* **The problem**: Lines that include the word "styles" are the ones to copy.
···
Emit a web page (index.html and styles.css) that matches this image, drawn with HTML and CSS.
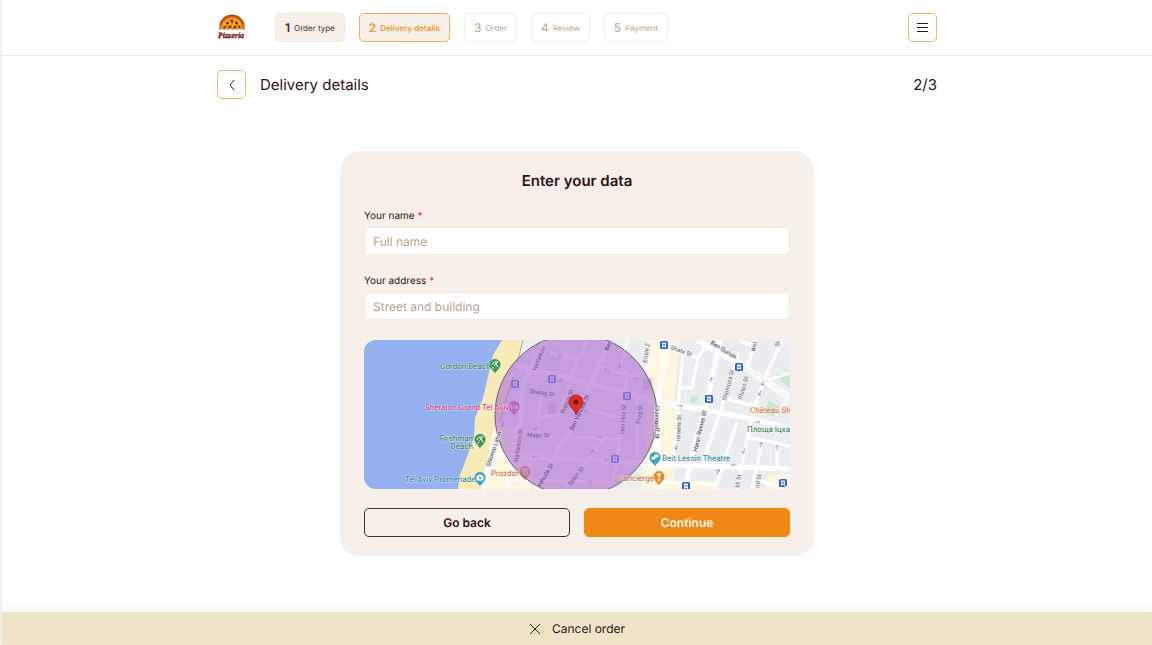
FILE: index.html
```html
<!DOCTYPE html>
<html lang="en">
<head>
<meta charset="utf-8">
<meta name="viewport" content="width=device-width, initial-scale=1">
<title>Pizzeria – Delivery details</title>
<link rel="stylesheet" href="styles.css">
</head>
<body>
<div class="page">
  <header class="header">
    <div class="container header-row">
      <a class="logo" href="#" aria-label="Pizzeria">
        <svg width="28" height="28" viewBox="-1 1 28 28">
          <path d="M1 16C1 8 6 2 14 2s13 6 13 14z" fill="#f08a24"/>
          <path d="M1.500 13C3 6 8 2 14 2s11 4 12.500 11l-2 .5C23 7.500 19 4.500 14 4.500S5 7.500 3.500 13.500z" fill="#c85a17"/>
          <path d="M2 11C4 5 8 2 14 2s10 3 12 9" fill="none" stroke="#7b2a12" stroke-width=".7"/>
          <path d="M4 16C4 10 8 5.500 14 5.500S24 10 24 16z" fill="#f8b51f"/>
          <g fill="#8c1d12"><circle cx="14" cy="8" r="1.400"/><circle cx="9.500" cy="10" r="1.500"/><circle cx="18.500" cy="10" r="1.500"/><circle cx="6.500" cy="14" r="1.300"/><circle cx="12" cy="13.500" r="1.500"/><circle cx="17" cy="14" r="1.400"/><circle cx="21.500" cy="13.800" r="1.300"/></g>
          <g stroke="#4a2a10" stroke-width=".7"><path d="M11 7l1.500 1M16 7.500l1 1M13 11l2-.5M8 12.500l1.500 1M20 12l-1 1M14.500 15.500l1-1M9 15.500l1-.5"/></g>
          <path d="M1 16h26" stroke="#b5481a" stroke-width=".7"/>
          <text class="logo-text" x="13" y="25" text-anchor="middle">Pizzeria</text>
        </svg>
      </a>
      <nav class="steps" aria-label="Order steps">
        <a class="step done" href="#"><span class="num">1</span>Order type</a>
        <a class="step active" href="#" aria-current="step"><span class="num">2</span>Delivery details</a>
        <a class="step" href="#"><span class="num">3</span>Order</a>
        <a class="step" href="#"><span class="num">4</span>Review</a>
        <a class="step" href="#"><span class="num">5</span>Payment</a>
      </nav>
      <button class="icon-button" type="button" aria-label="Menu">
        <svg width="13" height="11" viewBox="0 0 13 11" stroke="#301a1c" stroke-width="1"><path d="M1 1.500h11M1 5.500h11M1 9.500h11"/></svg>
      </button>
    </div>
  </header>

  <main class="main">
    <div class="container title-row">
      <button class="icon-button" type="button" aria-label="Back">
        <svg width="8" height="12" viewBox="0 0 8 12" fill="none" stroke="#301a1c" stroke-width="1"><path d="M6 1L2 6l4 5"/></svg>
      </button>
      <h1 class="title">Delivery details</h1>
      <span class="title">2/3</span>
    </div>

    <form class="card">
      <h2 class="card-title">Enter your data</h2>
      <div class="field">
        <label for="name">Your name <span class="required">*</span></label>
        <input id="name" type="text" placeholder="Full name">
      </div>
      <div class="field">
        <label for="address">Your address <span class="required">*</span></label>
        <input id="address" type="text" placeholder="Street and building">
      </div>

      <svg class="map" viewBox="0 0 426 149" preserveAspectRatio="xMidYMid slice" role="img" aria-label="Delivery area map">
        <defs>
          <g id="bus"><rect x="-4" y="-4" width="8" height="8" rx="1.500" fill="#2962d9"/><rect x="-2" y="-2.500" width="4" height="4.500" rx=".7" fill="#fff"/><path d="M-1.300 -.2h2.600" stroke="#2962d9" stroke-width="1.200"/><path d="M-1.500 2v1M1.500 2v1" stroke="#fff" stroke-width=".8"/></g>
          <path id="marker" d="M0 9C-.8 5.500-5.700 4-5.700-.5a5.700 5.700 0 0 1 11.400 0C5.700 4 .8 5.500 0 9z"/>
          <path id="arrow" d="M-2.500 0h5M.8-1.500L2.500 0 .8 1.500" fill="none" stroke="#8d94bd" stroke-width=".8"/>
        </defs>
        <rect width="426" height="149" fill="#ebedf0"/>
        <!-- commercial blocks -->
        <g fill="#fef6de">
          <path d="M284 0h32l-6 62 4 0-4 68v19h-34l6-40z"/>
          <path d="M124 112h50l-8 37h-50zM130 85l22 4-4 30h-24z"/>
          <path d="M405 134h21v15h-25zM310 141h44v8h-44z"/>
        </g>
        <!-- parks -->
        <g fill="#cde8d2">
          <path d="M328 55l6 1-1 7-7-1zM404 60l15 8-5 9-12-3zM411 35l15-4v18zM183 13l14-4v10l-12 4z"/>
          <path d="M184 63h8v11h-8zM279 38h9v12h-9z" fill="#c9cfd2"/>
        </g>
        <!-- sand and sea -->
        <path d="M0 0h159l-8 32-10 30-10 30-7 30-7 27H0z" fill="#f9eab9"/>
        <path d="M0 0h138l-9 15-4 17-6 26-8 20-1 20-9 24-6 16-1 11H0z" fill="#93b1f1"/>
        <path d="M159 0l-8 32-8 25-8 28" fill="none" stroke="#64a872" stroke-width=".7"/>
        <g fill="none" stroke="#fff" stroke-linejoin="round">
          <g stroke-width="5">
            <path d="M246 0l-20 45-18 43-19 30-18 31"/>
            <path d="M303 0l-9 62-1 43 4 44"/>
            <path d="M333 0l43 24 50 34" stroke-width="6"/>
            <path d="M151 25l7 2 100 25 35 9 90 17 43 10"/>
            <path d="M126 115l100 5 67 4 133 5"/>
            <path d="M181 0l-22 45-3 37-7 36-6 31"/>
            <path d="M356 0l-12 58-15 54-8 37"/>
            <path d="M134 82l-9 40-5 27"/>
          </g>
          <g stroke-width="3">
            <path d="M163 96l93 3M263 35l-7 63-8 51M274 58l-1 60M241 97l-40 52"/>
            <path d="M186 13l28 7M223 0l-17 38M236 27l37 11 12-12M264 0l-8 27 8 8"/>
            <path d="M178 50l-6 42M173 77l21-2 12-30M223 70l31 7M146 140l100 2M158 27l-14 12"/>
            <path d="M319 15l-5 50-5 60M283 20l14 2M301 8l33 10 10-16M334 18l-6 30-14-1"/>
            <path d="M374 15l-13 43-23 67M373 82l-22 67M391 0l-7 25M418 0l-17 38-12 34-15 70-1 7"/>
            <path d="M359 58l34 9M383 97l43 9M398 103l-10 46M413 105v23M401 41l25-8M412 76l14-20M299 142l55 2M395 140l24 9M378 128l-5 21M375 0l12 5"/>
          </g>
        </g>
        <path d="M376 25l24 14 26 20" fill="none" stroke="#a5d3ac" stroke-width=".7" stroke-dasharray="2 1"/>
        <g>
          <use href="#arrow" transform="translate(197 16) rotate(190)"/><use href="#arrow" transform="translate(243 30) rotate(190)"/><use href="#arrow" transform="translate(271 38)"/><use href="#arrow" transform="translate(256 25) rotate(110)"/><use href="#arrow" transform="translate(196 40)"/><use href="#arrow" transform="translate(223 71) rotate(190)"/><use href="#arrow" transform="translate(236 97)"/><use href="#arrow" transform="translate(172 88) rotate(100)"/><use href="#arrow" transform="translate(171 117) rotate(180)"/><use href="#arrow" transform="translate(243 120) rotate(180)"/><use href="#arrow" transform="translate(228 112) rotate(300)"/><use href="#arrow" transform="translate(226 142)"/><use href="#arrow" transform="translate(139 84) rotate(100)"/>
          <use href="#arrow" transform="translate(316 66)"/><use href="#arrow" transform="translate(347 40) rotate(285)"/><use href="#arrow" transform="translate(399 43) rotate(110)"/><use href="#arrow" transform="translate(396 53) rotate(110)"/><use href="#arrow" transform="translate(393 82)"/><use href="#arrow" transform="translate(370 125) rotate(180)"/><use href="#arrow" transform="translate(354 132) rotate(285)"/><use href="#arrow" transform="translate(312 107) rotate(100)"/><use href="#arrow" transform="translate(380 111) rotate(105)"/><use href="#arrow" transform="translate(397 105) rotate(280)"/><use href="#arrow" transform="translate(413 108) rotate(270)"/>
        </g>
        <g stroke="#fff" stroke-width=".3">
          <use href="#marker" x="150" y="67" fill="#df4286"/>
          <use href="#marker" x="161" y="132" fill="#dd7c2b"/>
        </g>
        <path d="M147 64v5M147 68h6v-2h-4M153 66v3" fill="none" stroke="#fff"/>
        <path d="M159 128v3q1 1 1 4M161 128v3h-2M163 128v7" fill="none" stroke="#fff" stroke-width=".9"/>
        <use href="#bus" x="151" y="44"/><use href="#bus" x="188" y="39"/><use href="#bus" x="263" y="56"/><use href="#bus" x="251" y="119"/>
        <circle cx="212" cy="75" r="81" fill="#b277d4" fill-opacity=".68" stroke="#6d6070" stroke-width="1"/>
        <g class="street shaded">
          <text transform="translate(172 31) rotate(-68)">HaYarkon</text>
          <text transform="translate(165 53) rotate(8)">Shalag St</text>
          <text transform="translate(200 74) rotate(-68)">Ruppin St</text>
          <text class="dark" transform="translate(209 91) rotate(-65)">Ben Yehuda St</text>
          <text class="dark" transform="translate(244 11) rotate(-68)">Ben</text>
          <text transform="translate(163 97) rotate(1)">Mapu St</text>
          <text transform="translate(154 122) rotate(-82)">HaYarkon St</text>
          <text class="dark" transform="translate(176 148) rotate(-60)">Yehuda St</text>
          <text transform="translate(207 146) rotate(-53)">Sirkin St</text>
          <text transform="translate(260 94) rotate(-86)">Dov Hoz St</text>
          <text transform="translate(276 84) rotate(-82)">Frug St</text>
        </g>
        <g class="street">
          <text class="dark" transform="translate(126 127) rotate(-72)">Shlomo Lahat</text>
          <text transform="translate(283 23) rotate(-82)">Emile Z</text>
          <text transform="translate(306 9) rotate(20)">Shats St</text>
          <text class="dark" transform="translate(291 66) rotate(90)">Dizengoff St</text>
          <text transform="translate(316 101) rotate(-87)">Israelis St</text>
          <text class="dark" transform="translate(333 112) rotate(-77)">Harav Reines St</text>
          <text class="dark" transform="translate(346 4) rotate(31)">Ben Gurion</text>
          <text transform="translate(362 61) rotate(-75)">Shpinoza St</text>
          <text transform="translate(378 60) rotate(-74)">Philon St</text>
          <text transform="translate(391 12) rotate(-78)">Wei</text>
          <text transform="translate(415 7) rotate(-78)">St</text>
          <text transform="translate(375 148) rotate(-80)">kh St</text>
          <text transform="translate(395 148) rotate(-80)">nd St</text>
        </g>
        <g class="place">
          <text x="61" y="70" fill="#d0307f" stroke="none">Sheraton Grand Tel Aviv</text>
          <text x="127" y="136" fill="#c0632f">Prozdor</text>
          <text x="76" y="29" fill="#2e7d46">Gordon Beach</text>
          <text x="109" y="101" fill="#2e7d46" text-anchor="end">Frishman</text>
          <text x="109" y="109" fill="#2e7d46" text-anchor="end">Beach</text>
          <text x="41" y="142" fill="#267f98">Tel Aviv Promenade</text>
          <text x="254" y="141" fill="#cf6b1d">Concierge</text>
          <text x="298" y="121" fill="#267f98">Beit Lessin Theatre</text>
          <text x="386" y="73" fill="#cf6b1d">Château Sh</text>
          <text x="383" y="92" fill="#2e7d46">Площа Іцха</text>
        </g>
        <use href="#bus" x="300" y="5"/><use href="#bus" x="375" y="27"/><use href="#bus" x="345" y="59"/><use href="#bus" x="322" y="146"/><use href="#bus" x="419" y="143"/>
        <g stroke="#fff" stroke-width=".3">
          <use href="#marker" x="131" y="25" fill="#3c9850"/>
          <use href="#marker" x="116" y="100" fill="#3c9850"/>
          <use href="#marker" x="116" y="138" fill="#3da4bd"/>
          <use href="#marker" x="291" y="118" fill="#3da4bd"/>
          <use href="#marker" x="295" y="137" fill="#e28c27"/>
        </g>
        <g fill="none" stroke="#fff" stroke-width="1">
          <path d="M128 25q1-4 6-3l-4 4M131 23l3 4M128 28h2"/>
          <path d="M113 100q1-4 6-3l-4 4M116 98l3 4M113 103h2"/>
          <path d="M113 136h1.500l.5-1h2l.5 1h1.500v4h-6z" fill="#fff"/><circle cx="116" cy="138" r="1" stroke="#3da4bd"/>
          <path d="M288 117h3v2h-3zM291 115h3v2h-3z" fill="#fff"/>
          <path d="M293 134h4l-2 2.500zM295 136v4M293.500 140h3"/>
        </g>
        <path d="M212 75c-1-6-7-7-7-13a7 7 0 0 1 14 0c0 6-6 7-7 13z" fill="#d93025" stroke="#b31412" stroke-width=".8"/>
        <circle cx="212" cy="62" r="2.500" fill="#751411"/>
      </svg>

      <div class="actions">
        <button class="button outline" type="button">Go back</button>
        <button class="button primary" type="submit">Continue</button>
      </div>
    </form>
  </main>

  <button class="cancel" type="button">
    <svg width="12" height="12" viewBox="0 0 12 12" stroke="#301a1c" stroke-width="1"><path d="M1 1l10 10M11 1L1 11"/></svg>
    Cancel order
  </button>
</div>
</body>
</html>
```
FILE: styles.css
```css
* { box-sizing: border-box; }

body {
  margin: 0;
  font-family: Inter, "Liberation Sans", sans-serif;
  color: #301214;
  background: #fff;
  text-rendering: geometricPrecision;
}

button, input { font: inherit; color: inherit; text-rendering: inherit; }
button { cursor: pointer; }
h1, h2 { margin: 0; }

.page {
  min-height: 100vh;
  display: flex;
  flex-direction: column;
  border-left: 2px solid #f3f3f3;
}

.container {
  width: 100%;
  max-width: 720px;
  margin: 0 auto;
  display: flex;
  align-items: center;
}

.header { border-bottom: 1px solid #efebdf; }
.header-row { min-height: 55px; }
.logo { display: flex; margin-right: 30px; }
.logo-text {
  font: italic bold 8px "Liberation Serif", serif;
  fill: #6d1518;
  stroke: #6d1518;
  stroke-width: .3px;
}

.steps { display: flex; gap: 14px; flex: 1; }
.step {
  display: flex;
  align-items: center;
  gap: 4px;
  height: 29px;
  padding: 0 9px;
  border: 1px solid #f7eedc;
  border-radius: 5px;
  font-size: 8px;
  color: #b9a592;
  text-decoration: none;
}
.num { font-size: 12px; }
.done { background: #f7efe9; border-color: #f1e8d6; color: #4a2e2f; }
.done .num { font-weight: 600; }
.active {
  background: #f7efe9;
  border-color: #f3ae58;
  color: #f0962f;
  font-weight: 600;
}

.icon-button {
  display: flex;
  align-items: center;
  justify-content: center;
  width: 29px;
  height: 29px;
  padding: 0;
  background: #fff;
  border: 1px solid #f3b667;
  border-radius: 5px;
}

.main { flex: 1; }
.title-row { padding-top: 14px; gap: 14px; }
.title { font-size: 15px; font-weight: 400; line-height: 20px; }
h1.title { flex: 1; }

.card {
  width: 100%;
  max-width: 474px;
  margin: 52px auto;
  padding: 20px 24px 19px;
  background: #f7efe9;
  border-radius: 20px;
}
.card-title {
  margin-bottom: 18px;
  font-size: 15px;
  font-weight: 600;
  line-height: 20px;
  text-align: center;
}

.field { margin-bottom: 19px; }
.field label {
  display: block;
  margin-bottom: 4px;
  font-size: 10px;
  line-height: 14px;
}
.required { color: #f02424; }
.field input {
  display: block;
  width: 100%;
  height: 28px;
  padding: 0 8px;
  font-size: 12px;
  background: #fff;
  border: 1px solid #f3ead8;
  border-radius: 4px;
}
.field input::placeholder { color: #b5a38c; opacity: 1; }

.map {
  display: block;
  width: 100%;
  margin-top: 20px;
  border-radius: 12px;
}
.street text {
  font: 6px Roboto, sans-serif;
  fill: #5a6067;
  stroke: #f4f5f7;
  stroke-width: 1px;
  paint-order: stroke;
}
.street .dark { fill: #33373c; }
.shaded text { fill: #705580; stroke: #c8a2df; }
.shaded .dark { fill: #5d466b; }
.place text {
  font: 8px Roboto, sans-serif;
  stroke: #fff;
  stroke-opacity: .6;
  stroke-width: 1px;
  paint-order: stroke;
}

.actions {
  display: grid;
  grid-template-columns: 1fr 1fr;
  gap: 14px;
  margin-top: 19px;
}
.button {
  height: 29px;
  padding: 0;
  border-radius: 5px;
  font-size: 12px;
  font-weight: 600;
}
.outline { background: transparent; border: 1px solid #4a2e2f; }
.primary { background: #ef8815; border: 1px solid #ef8815; color: #fff4e4; }

.cancel {
  display: flex;
  align-items: center;
  justify-content: center;
  gap: 11px;
  height: 33px;
  padding: 0;
  border: 0;
  background: #eee5c8;
  box-shadow: 0 -2px 8px rgba(0, 0, 0, .06);
  font-size: 12px;
}
```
···
* **Result below**:
Emit a web page (index.html and styles.css) that matches this image, drawn with HTML and CSS.
<link rel="stylesheet" href="styles.css">
FILE: styles.css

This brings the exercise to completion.